Is setback a significant problem in .45 caliber ? I'm thinking about it being a low pressure round.


----------



## SouthernBoy (Jun 27, 2007)

It can be a problem in any centerfire handgun caliber. Some handguns will handle "riding the slide" quite well to chamber a round multiple times. Glock is one of these. Kahr's are not. By riding the slide forward in a controlled fashion, you minimize bullet setback since the bullet is not ramming the feeding ramp hard. Even so, it is wise to carefully check your cartridges when reusing them (as in dry fire and then reloading).


----------



## WCDUB (Dec 21, 2014)

SouthernBoy said:


> It can be a problem in any centerfire handgun caliber. Some handguns will handle "riding the slide" quite well to chamber a round multiple times. Glock is one of these. Kahr's are not. By riding the slide forward in a controlled fashion, you minimize bullet setback since the bullet is not ramming the feeding ramp hard.
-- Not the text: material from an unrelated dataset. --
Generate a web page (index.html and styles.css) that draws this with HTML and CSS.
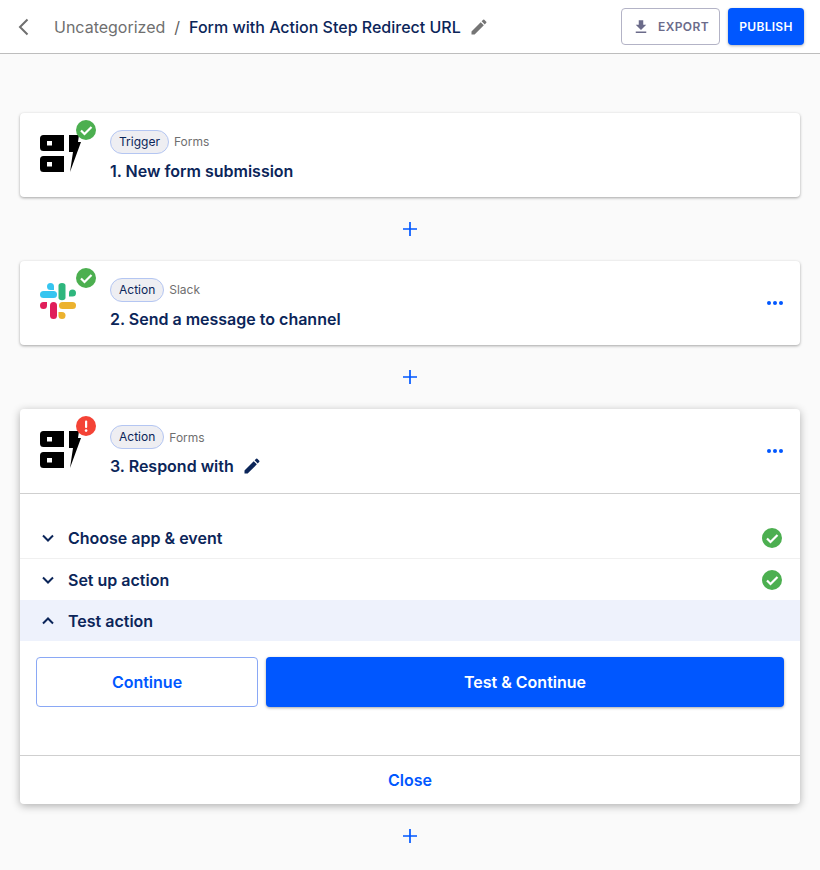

Even so, it is wise to carefully check your cartridges when reusing them (as in dry fire and then reloading).


Thanks for the info.


----------



## desertman (Aug 29, 2013)

Occasionally I'll check them with a dial caliper. Hornady has a cannelure on their "Critical Defense/Duty" line of ammunition that makes it easy to check by looking at the case mouth and the depth that the cannelure rides in it. You can easily compare it with unfired/never cycled ammunition. The cannelure and case crimp generally prevents the bullet from becoming too deeply seated. One of the reasons that I usually only buy that brand/type of ammunition.


----------